構成員から、自治体ポータルを共通化して統合ポータルにすべきとの意見があり、他の構成員が否定していたが、否定は当然。
自治体には個別サービスがあるのであって、自治体間を共通化するなどあり得ない。おそらく自身が住んでいる自治体と近隣の自治体のサービスを比べたことすらなかったのだろう。
電子政府ポータルとして、国のポータルサイトを考えるのも、ちょっと違和感。
住んでいる自治体のところに、電子行政ポータルがあるというのが、国と自治体をまとめた場合のポータルの現実解ではないかと思われる。その過渡期として、自治体ポータルから、国ポータルへのリンクがあってもよい。ただし、それでは、議題4で提案されたものと異なり、カテゴリがサービス提供者分類になることを意味する。
分類は、あくまで利用場面とすべき。
むしろ、切り分けるとすると、個人向けポータルと、企業などの事業者向けポータルという分け方ならば、入り口が2箇所に分かれていてもよい。

構成員から、電子行政を開始したら、書面手続きの廃止を検討する必要があるような意見があったが、これはまさに、SoA(サービス・オリエンテッド・アーキテクチャ)なく議論する落とし穴。
現状でも書面申請手続きのバックヤードにITがあるのが常識。
問題なのは、そのITシステムと、電子行政(と言われるオンライン利用)用のITシステムが2重になること。
電子行政用のITシステムができあがったら、書面申請手続きを廃止するのではなく、書面申請手続きのバックヤードに、電子行政用ITシステムをそのまま利用すればよい。
すなわち、役所に書面で申請されたら、窓口では担当者が書面で受理して、窓口内のネット接続PCから電子行政用システムにアクセスして、書面内容を申請代行すればよい。
それならば、書面申請を廃止した場合の、受付業務担当者の雇用問題も軟着陸できる。
そのような事務サービスを先に考えた上で、ICカードが本当に利便性を高めるかも議論してゆくことが不可欠。
オンライン利用化したら、書面手続きを廃止するのではなくて、書面手続き専用ITシステムを廃止する。

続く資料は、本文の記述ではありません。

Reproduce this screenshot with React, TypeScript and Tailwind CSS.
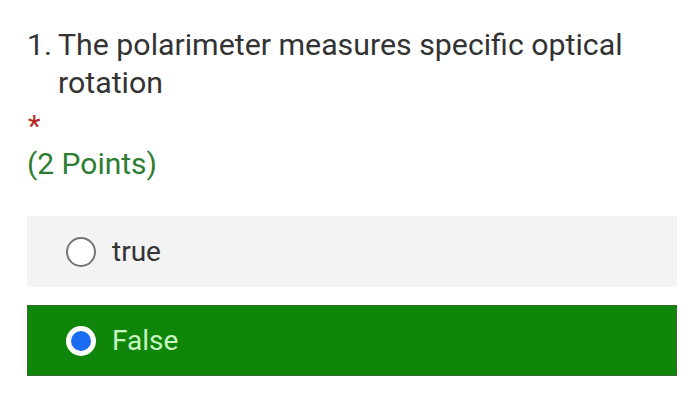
export default function App() {
  return (
    <div className="h-[404px] w-[700px] bg-white pl-[27px] pr-[20px] pt-[26px] font-['Roboto',sans-serif]">
      <div className="flex text-[30.3px] leading-[38px] text-[#333333]">
        <span className="w-[31px] shrink-0">1.</span>
        <span>The polarimeter measures specific optical rotation</span>
      </div>
      <div className="mt-[8px] h-[24px] pl-[1px] text-[29px] leading-[32px] text-[#b3261e]">*</div>
      <div className="mt-[12px] text-[30px] leading-[36px] text-[#2e7d32]">(2 Points)</div>
      <div className="mt-[34px] flex flex-col gap-[18px] pr-[3px]">
        <div className="flex h-[71px] items-center bg-[#f3f3f3] pl-[39px]">
          <span className="h-[30px] w-[30px] rounded-full border-2 border-[#757575] bg-white" />
          <span className="ml-[16px] text-[28px] leading-none text-[#333333]">true</span>
        </div>
        <div className="flex h-[71px] items-center border border-[#2e6b2a] bg-[#0f860a] pl-[38px]">
          <span className="flex h-[30px] w-[30px] items-center justify-center rounded-full bg-white">
            <span className="h-[20px] w-[20px] rounded-full bg-[#1a6cf0]" />
          </span>
          <span className="ml-[16px] text-[28px] leading-none text-[#c9f5c0]">False</span>
        </div>
      </div>
    </div>
  );
}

というサービス設計が必要ということ。

(このページについては、後日、加筆・修正する場合があります。)

以下、前回気づいたことを備忘。

本タスクフォースの枠外で、この日の議題でもないが、電子行政という範囲が不十分。
電子政府の議論もすべき。
行政だけではなく政府という意味は、司法・立法の事務についても電子化の検討をオープンにすべきということ。
すなわち、主として裁判所と国会。
日本の裁判所が判例検索やデジタルフォレンジックに耐えれていないのは事実。これまで、電子証拠を裁判で取り扱うことについての課題が指摘されている。それが実際大きな問題になっていないのは、主として民民間であれば契約などで解釈を処理できているが、電子政府が入ってきて訴訟が絡んだ場合に、現在の裁判所で一般人の常識の通じるような、電子証拠の議論がされ得ないことに問題認識が必要。司法のIT対応は、加速させるべきだし、電子行政で発生する紛争解決のためにも必要なので、本来は電子司法と電子行政議論とは必ずしも、分離しておけることでもない。
立法についても同様。そちらは説明省略。